How many of us would like to walk into a shopping mall holding several grams of gold in the pocket to buy a packet of soap or other daily necessities? This is quite possible if paper currency loses its significance or value.
But why would that happen and what does it have to do with gold prices?
Think of a scenario. A scenario in which the world collapses and there are massive job losses. Economic activities tumble, companies shut their offices and factories, governments decline to honour debt and banks refuse to return our deposits. We all wish even in our scariest dream that this does not happen. This is really harsh but that is how the situation was speculated to unfold over the last few years. Europe was on the verge of collapse, US was faced with the fiscal cliff and Asian countries were running the huge risk of a slowdown. Talks of gold confiscation and fear of keeping money in banks or for that matter investing in government bonds was high. The global economic pundits are still not ruling out such probabilities and there is a belief that things could go wrong seriously and you probably might have to carry a gram of gold to buy a packet of milk. Whether it will eventually happen or not is another topic and the debate still going on.
Here prudence says that rather than waiting for the lion to come and kill us, it is better to run for cover. And this is where the investing in gold and, in turn, the spurt in its prices came into picture because everybody was running for a cover from a global economic collapse.
Owning a gun or not having a riot?
The point that I want to highlight is that we never want the global economy to collapse because that will hit all of us much harder than the gains that will be driven from our holdings of gold. It is like buying a gun fearing a riot in the street. But which is a better option, not owning a gun or not having a riot? Hopefully, if people are buying less number of guns we should be optimistic that the probability of riots in the street will be less. This is why if gold prices are falling there is a reason to believe that the world is not collapsing, which is better news rather than falling gold prices.
Still not convinced?
Consider this. Whether we invest in stocks directly or work for a company or even run a company we all have exposure to equities. The basic nature of humans as striving for means of living is the reason of our evolutions as productive societies. So be it a farmer, a worker, a teacher, an industrialist, a salaried person and a service provider we all produce a unit of product or service, which earns us a livelihood or a means of living. So far you will agree that our stakes are much higher if our livelihood is threatened than if the gold we hold loses some value. The losses that could be caused due to fall in economic activity and erosion in equity in the event of catastrophe would be far more devastating.
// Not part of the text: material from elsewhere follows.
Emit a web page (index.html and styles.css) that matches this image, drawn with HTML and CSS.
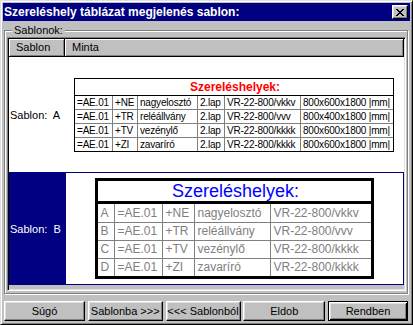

The foundation of the global economic collapse and the ongoing issues in developed countries is too much money supplied at too low interest rates, for a too longer period. As the fiat currency flourished due to excessive money printing by the worlds’ central banks, the world faced bouts of asset price inflation, leading to increase in cost of living. As a result of excessive spending, most countries piled up debts, which many believed would be difficult to honour when they become due. What happened in PIIGS countries only added more fuel to the fire. They are smaller, but what if the whole of Europe, US and Japan--which are having debt to GDP ratio in the region of about 70-200 per cent—-sneeze together.
The 70-30 equation
Let’s assume that one has 30 per cent exposure in gold and remaining 70 per cent in equities. Here I am assuming that even those who directly do not invest in equity markets have exposure to equity at around 70 per cent because of their profession, service, job etc. It is possible in a catastrophic situation that 30 per cent (gold) become 70 per cent of portfolio and equity (70 per cent) becoming 30 per cent. So in a bad situation the gold can save you and me. But in an optimistic scenario we have much more to gain because of our exposure to the equities. Should we then not be more interested in equities going up instead of gold prices?